Debt Management Plan's (DMP)

✅ Pros of a DMP
 

  • One monthly payment – Simplifies managing multiple debts.

  • Lower interest/charges – Creditors may agree to reduce or freeze them.

  • Flexible – Payments can usually be adjusted if your income changes.

  • Non-legal – It’s an informal arrangement, so no court involvement.

  • Stops pressure – Creditors may stop collection calls and letters once payments start.
     

⚠️ Cons of a DMP
 

  • Takes longer – Because payments are smaller, it can take many years to clear debts.

  • Credit file impact – Missed or reduced payments will affect your credit rating.

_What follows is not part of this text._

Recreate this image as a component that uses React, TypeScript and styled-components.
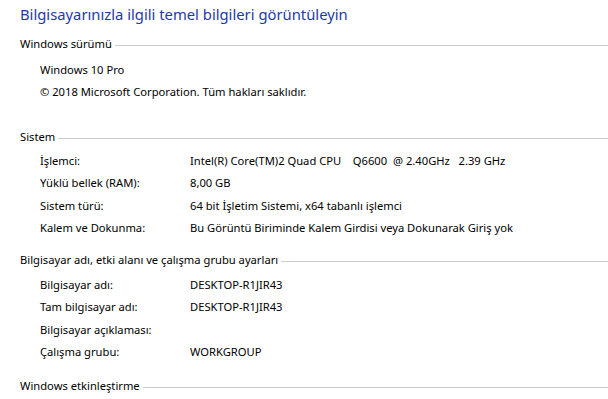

  • Not binding – Creditors don’t have to freeze interest or accept the plan.

  • No debt write-off – You still repay the full balance unless creditors agree otherwise.

  • Unsecured debts only – Doesn’t cover mortgages, car finance, or other secured loans.

  • Risk of slipping – If you miss payments, creditors may resume collection or legal action.

     

Secured Loans

✅ Pros of a Secured Loan
 

  • Lower interest rates – Because the loan is backed by collateral, lenders usually charge less interest.

  • Higher borrowing limits – You may be able to borrow more compared to unsecured loans.

  • Longer repayment terms – Repayment periods are often more flexible and spread out.

  • Easier approval – Collateral reduces risk for the lender, making approval more likely even with weaker credit.

  • Improves credit score if managed well – Timely repayments help build or repair credit history.
     

❌ Cons of a Secured Loan
 

  • Risk of losing collateral – If you default, the lender can repossess your home, car, or asset used as security.

  • Long-term debt commitment – Extended repayment terms mean you’re tied to the loan for longer.

  • May incur extra fees – Setup, valuation, or early repayment charges can add up.

  • Negative equity risk – If your asset (like a property) loses value, you might owe more than it’s worth.

  • Credit damage on default – Missing payments can harm your credit score and still lead to asset loss.